After the usual trial and error phase, I was able to fine tune the settings to make the print successful and get the desired strength. It took me a dozen of iterations (mostly on supports settings and contour speed) to get to an acceptable result that passed a small load bend test in a vice. At that point I started series production to get the required number of the different elements. You will have to print spares as some might break during assembly.

Having a second person on hand for assemnbling the structure was critically important so that one person could hold the piece(s) in position on one side while the other slide in the other side. We started preassembling the few pieces of each sector at a time and lifting them up together so that we didn't have to do so much work up in the air.

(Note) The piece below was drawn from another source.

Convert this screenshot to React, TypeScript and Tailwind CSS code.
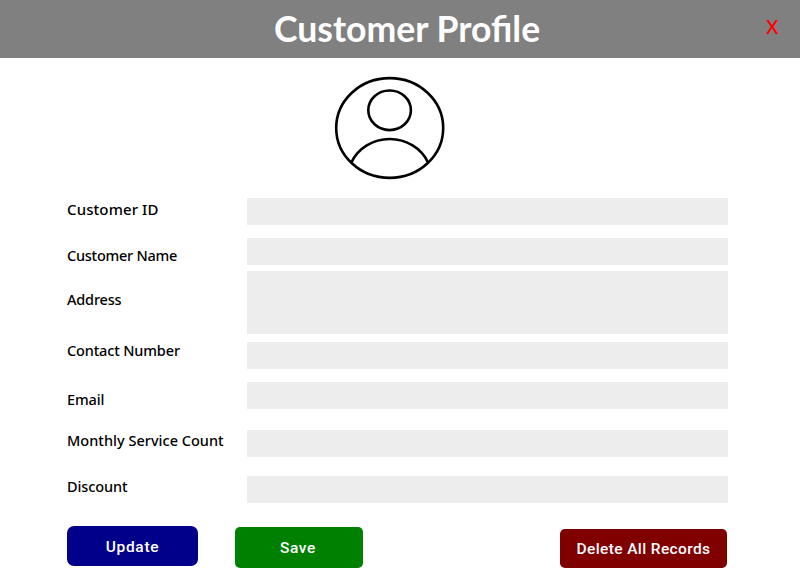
const rows = [
  { label: 'Customer ID', row: 'h-[27px]', text: 'mt-[2px] text-[15px] tracking-[0.1px]', lead: 'leading-[18px]' },
  { label: 'Customer Name', row: 'mt-[13px] h-[27px]', text: 'mt-[7px] text-[14.5px] tracking-[-0.25px]', lead: 'leading-5' },
  { label: 'Address', row: 'mt-[6px] h-[63px]', text: 'mt-[18px] text-[14.5px] tracking-[-0.2px]', lead: 'leading-5' },
  { label: 'Contact Number', row: 'mt-2 h-[27px]', text: '-mt-[2px] text-[14.5px] tracking-[-0.15px]', lead: 'leading-5' },
  { label: 'Email', row: 'mt-[13px] h-[27px]', text: 'mt-[7px] text-[14.5px] tracking-[-0.1px]', lead: 'leading-5' },
  { label: 'Monthly Service Count', row: 'mt-[21px] h-[27px]', text: 'text-[14.5px] tracking-[0.02px]', lead: 'leading-5' },
  { label: 'Discount', row: 'mt-[19px] h-[27px]', text: 'text-[14.5px] tracking-[-0.1px]', lead: 'leading-5' },
];

function Avatar() {
  return (
    <svg className="mt-[18px] ml-[334px] h-[104px] w-[112px]" viewBox="334 76 112 104" fill="none" stroke="black" strokeWidth="2.6">
      <ellipse cx="389.7" cy="128" rx="53.5" ry="49.9" />
      <ellipse cx="389.6" cy="110.3" rx="21.3" ry="19.8" />
      <path d="M351.4 162.5A41.7 38.8 0 0 1 428 162.5" />
    </svg>
  );
}

export default function App() {
  return (
    <div className="h-[579px] w-[800px] overflow-hidden bg-white text-black">
      <header className="flex h-[58px] bg-[#808080]">
        <h1 className="ml-[274px] w-[479px] font-['Lato',sans-serif] text-[35.6px] leading-[57px] font-bold whitespace-nowrap text-white">Customer Profile</h1>
        <button className="ml-[13px] h-[53px] font-['Noto_Sans',sans-serif] text-[20.5px] leading-[53px] font-medium text-[#ff0000]">X</button>
      </header>
      <Avatar />
      <main className="mt-[18px] ml-[67px] w-[661px]">
        {rows.map((r) => (
          <div key={r.label} className={`flex items-start ${r.row}`}>
            <label className={`w-[180px] shrink-0 font-['Noto_Sans',sans-serif] font-medium whitespace-nowrap ${r.text} ${r.lead}`}>
              {r.label}
            </label>
            <div className="h-full flex-1 bg-[#ededed]" />
          </div>
        ))}
        <div className="mt-[23px] flex items-start font-['Roboto',sans-serif] text-[15.5px] font-medium whitespace-nowrap text-white">
          <button className="h-10 w-[131px] rounded-[7px] bg-[#00008b] pt-[3px] tracking-[0.7px]">Update</button>
          <button className="mt-px ml-[37px] h-[41px] w-[128px] rounded-[5px] bg-[#008000] pt-[2px] pr-[2px] tracking-[0.6px]">Save</button>
          <button className="mt-[3px] ml-[197px] h-[39px] w-[167px] rounded-[5px] bg-[#800000] pt-[2px] tracking-[0.38px]">Delete All Records</button>
        </div>
      </main>
    </div>
  );
}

The forces that are exerted on the connectors during assembly should not be underestimated and there is a high risk of breaking parts. If you try to bend one end of a tube while the other end is already connected to a connector, you've essentially created a giant lever. A lever that can easily break the arms of the connecting pieces as shown below. This approach was used to stress test some key elements of the structure instead of going through rigorous static modelling / sizing. However when the arch is firmly attached to both ends, bending efforts are limited as long as nobody takes this structure as an overhead fitness ladder!

All in all I'm very happy with the end result though, I received a lot of compliments about it and it serve its purpose perfectly since almost a year now, having experienced large temperature variations, winds and heavy rain. Eventually the structure will be filled with loads of leaves.

If you like the idea of building BIG structures with a SMALL printer, I hope this Instructable gave you some fresh ideas for you to improve upon my work in your own projects.